WHAT TO PRODUCE: Copy each line that contains the word "Tailwind".

===== SUPPLIED INFORMATION

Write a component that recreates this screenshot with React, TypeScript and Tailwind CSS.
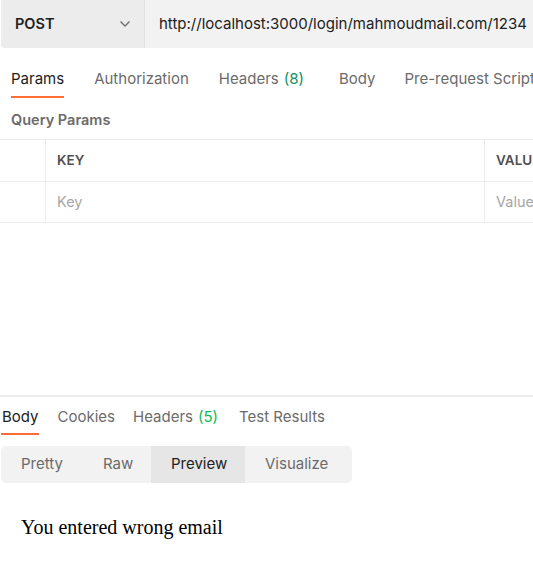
import React from "react";

export default function App() {
  return (
    <div
      className="w-[533px] h-[578px] overflow-hidden bg-white relative"
      style={{ fontFamily: "Inter, 'Liberation Sans', sans-serif" }}
    >
      {/* Request bar */}
      <div className="flex h-[48px] ml-[1px] w-[700px] rounded-bl-[4px] overflow-hidden">
        <div className="w-[144px] shrink-0 bg-[#ececec] flex items-center justify-between pl-[14px] pr-[13px] border-r border-[#e2e2e2]">
          <span className="text-[14.5px] font-semibold text-[#212121]">POST</span>
          <svg width="12" height="8" viewBox="0 0 12 8" fill="none">
            <path d="M1.5 1.5 L6 6 L10.5 1.5" stroke="#6b6b6b" strokeWidth="1.3" />
          </svg>
        </div>
        <div className="flex-1 bg-[#f2f2f2] flex items-center pl-[14px]">
          <span className="text-[15px] text-[#212121] whitespace-nowrap">
            http://localhost:3000/login/mahmoudmail.com/1234
          </span>
        </div>
      </div>

      {/* Request tabs */}
      <div className="flex h-[50px] pl-[11px] whitespace-nowrap text-[15px] leading-[20px]">
        <div className="relative pt-[21px]">
          <span className="text-[#212121]">Params</span>
          <div className="absolute left-0 right-0 bottom-0 h-[2px] bg-[#ff6c37]" />
        </div>
        <div className="pt-[21px] ml-[30px] text-[#6b6b6b]">Authorization</div>
        <div className="pt-[21px] ml-[30px] text-[#6b6b6b]">
          Headers<span className="ml-[5px] text-[#0f8f63]">(8)</span>
        </div>
        <div className="pt-[21px] ml-[35px] text-[#6b6b6b]">Body</div>
        <div className="pt-[21px] ml-[29px] text-[#6b6b6b]">Pre-request Script</div>
      </div>

      {/* Query Params */}
      <div className="h-[41px] flex items-center pl-[11px] pt-[3px]">
        <span className="text-[14.5px] font-semibold text-[#6b6b6b]">Query Params</span>
      </div>

      <div className="border-t border-[#ececec] w-[700px]">
        <div className="flex h-[42px] border-b border-[#ececec]">
          <div className="w-[46px] border-r border-[#ececec]" />
          <div className="w-[439px] border-r border-[#ececec] flex items-center pl-[11px]">
            <span className="text-[13.5px] font-semibold text-[#505050]">KEY</span>
          </div>
          <div className="flex items-center pl-[11px]">
            <span className="text-[13.5px] font-semibold text-[#505050]">VALUE</span>
          </div>
        </div>
        <div className="flex h-[41px] border-b border-[#ececec]">
          <div className="w-[46px] border-r border-[#ececec]" />
          <div className="w-[439px] border-r border-[#ececec] flex items-center pl-[11px] pb-[1px]">
            <span className="text-[14.5px] text-[#a6a6a6]">Key</span>
          </div>
          <div className="flex items-center pl-[11px] pb-[1px]">
            <span className="text-[14.5px] text-[#a6a6a6]">Value</span>
          </div>
        </div>
      </div>

      {/* Response */}
      <div className="mt-[172px] border-t-2 border-[#ececec]">
        <div className="flex h-[38px] whitespace-nowrap text-[15px] leading-[20px]">
          <div className="relative ml-[1px] pt-[10px]">
            <span className="text-[#212121] pl-[1px]">Body</span>
            <div className="absolute left-0 right-0 bottom-0 h-[2px] bg-[#ff6c37]" />
          </div>
          <div className="pt-[10px] ml-[19px] text-[#6b6b6b]">Cookies</div>
          <div className="pt-[10px] ml-[18px] text-[#6b6b6b]">
            Headers<span className="ml-[5px] text-[#0cbb52]">(5)</span>
          </div>
          <div className="pt-[10px] ml-[21px] text-[#6b6b6b]">Test Results</div>
        </div>

        <div className="mt-[11px] ml-[1px] w-[351px] h-[37px] bg-[#f2f2f2] rounded-[5px] flex overflow-hidden text-[15px]">
          <div className="w-[80px] flex items-center pl-[20px] text-[#6b6b6b]">Pretty</div>
          <div className="w-[70px] flex items-center pl-[22px] text-[#6b6b6b]">Raw</div>
          <div className="w-[94px] bg-[#e6e6e6] flex items-center pl-[20px] text-[#212121]">Preview</div>
          <div className="flex-1 flex items-center pl-[20px] text-[#6b6b6b]">Visualize</div>
        </div>

        <div
          className="mt-[32px] ml-[21px] text-[20px] leading-[24px] text-black"
          style={{ fontFamily: "'Liberation Serif', 'Times New Roman', serif" }}
        >
          You entered wrong email
        </div>
      </div>
    </div>
  );
}
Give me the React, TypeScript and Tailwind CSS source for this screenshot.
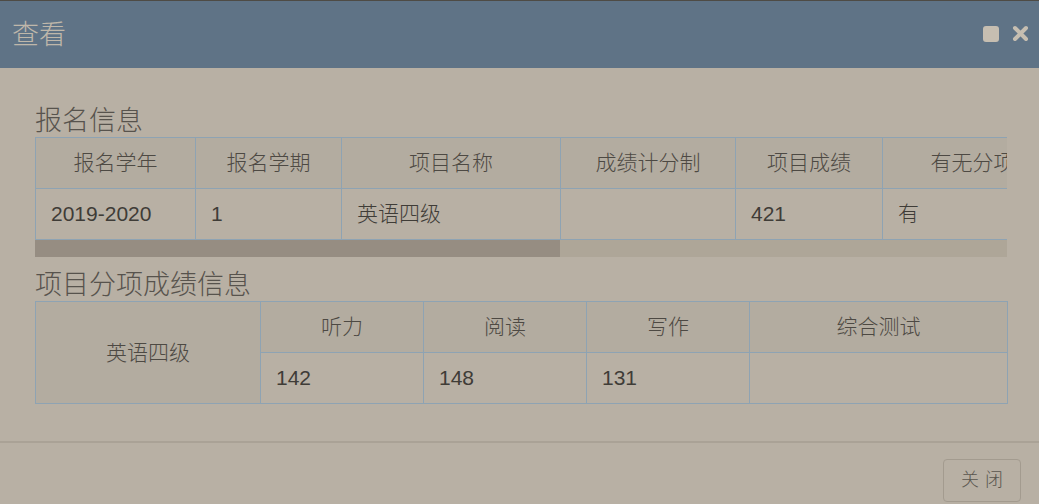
import React from "react";

const font = { fontFamily: '"Liberation Sans", "Noto Sans CJK SC", sans-serif' };

export default function App() {
  const th = "h-[51px] border border-[#8ea3b3] bg-[#b3aca0] text-center font-light text-[21px] text-[#4d4943] whitespace-nowrap p-0";
  const td = "h-[51px] border border-[#8ea3b3] text-left font-light text-[21px] text-[#3f3c37] whitespace-nowrap pl-[15px] p-0";
  return (
    <div style={font} className="w-[1039px] h-[504px] bg-[#b8b0a4] overflow-hidden flex flex-col">
      <div className="h-[1px] bg-[#4e4b45]" />
      <div className="h-[67px] bg-[#5f7386] flex items-center justify-between pl-[12px] pr-[10px]">
        <span className="text-[27px] text-[#bfb7aa] leading-none mt-[1px] font-light">查看</span>
        <div className="flex items-center gap-[13px] mt-[-2px]">
          <div className="w-[16px] h-[16px] rounded-[3px] bg-[#c6beb1]" />
          <svg width="17" height="17" viewBox="0 0 17 17">
            <path d="M3 3 L14 14 M14 3 L3 14" stroke="#c6beb1" strokeWidth="4" strokeLinecap="round" />
          </svg>
        </div>
      </div>
      <div className="px-[35px] pt-[37px] flex flex-col">
        <div className="text-[27px] leading-[32px] text-[#57534d] h-[32px] font-light">报名信息</div>
        <div className="w-[972px] overflow-hidden">
          <table className="border-collapse table-fixed w-[1800px]">
            <colgroup>
              <col className="w-[160px]" />
              <col className="w-[146px]" />
              <col className="w-[219px]" />
              <col className="w-[175px]" />
              <col className="w-[147px]" />
              <col className="w-[180px]" />
              <col className="w-[200px]" />
              <col className="w-[180px]" />
              <col className="w-[393px]" />
            </colgroup>
            <thead>
              <tr>
                <th className={th}>报名学年</th>
                <th className={th}>报名学期</th>
                <th className={th}>项目名称</th>
                <th className={th}>成绩计分制</th>
                <th className={th}>项目成绩</th>
                <th className={th}>有无分项</th>
                <th className={th}></th>
                <th className={th}></th>
                <th className={th}></th>
              </tr>
            </thead>
            <tbody>
              <tr>
                <td className={td}>2019-2020</td>
                <td className={td}>1</td>
                <td className={td}>英语四级</td>
                <td className={td}></td>
                <td className={td}>421</td>
                <td className={td}>有</td>
                <td className={td}></td>
                <td className={td}></td>
                <td className={td}></td>
              </tr>
            </tbody>
          </table>
          <div className="h-[17px] bg-[#aea698] flex">
            <div className="w-[525px] h-full bg-[#968d82]" />
          </div>
        </div>
        <div className="mt-[12px] text-[27px] leading-[32px] text-[#57534d] h-[32px] font-light">项目分项成绩信息</div>
        <table className="border-collapse table-fixed w-[972px]">
          <colgroup>
            <col className="w-[225px]" />
            <col className="w-[163px]" />
            <col className="w-[163px]" />
            <col className="w-[163px]" />
            <col className="w-[258px]" />
          </colgroup>
          <tbody>
            <tr>
              <th rowSpan={2} className={th + " h-[102px]"}>英语四级</th>
              <th className={th}>听力</th>
              <th className={th}>阅读</th>
              <th className={th}>写作</th>
              <th className={th}>综合测试</th>
            </tr>
            <tr>
              <td className={td}>142</td>
              <td className={td}>148</td>
              <td className={td}>131</td>
              <td className={td}></td>
            </tr>
          </tbody>
        </table>
      </div>
      <div className="mt-[37px] h-[2px] bg-[#aaa296]" />
      <div className="flex justify-end pr-[18px] pt-[16px]">
        <button className="w-[78px] h-[43px] border-[1.5px] border-[#a39b8f] rounded-[4px] text-[18px] text-[#5a564f] bg-[#b8b0a4] tracking-[6px] pl-[6px] font-light">
          关闭
        </button>
      </div>
    </div>
  );
}
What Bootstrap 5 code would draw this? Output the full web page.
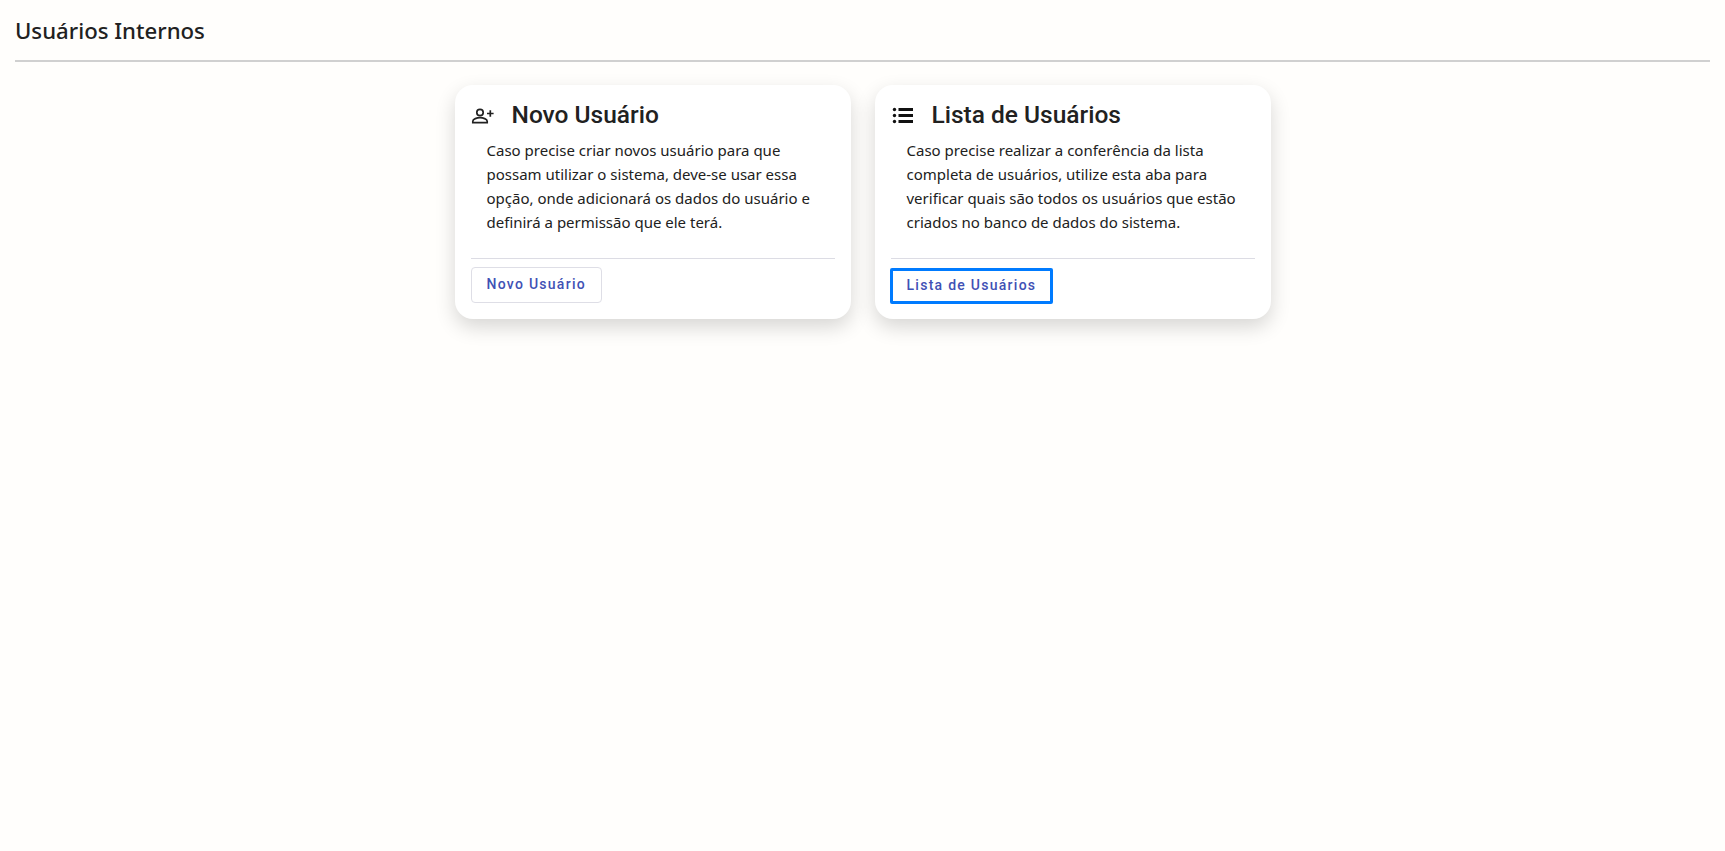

==========

TASK RESPONSE:
Write a component that recreates this screenshot with React, TypeScript and Tailwind CSS.
Give me the React, TypeScript and Tailwind CSS source for this screenshot.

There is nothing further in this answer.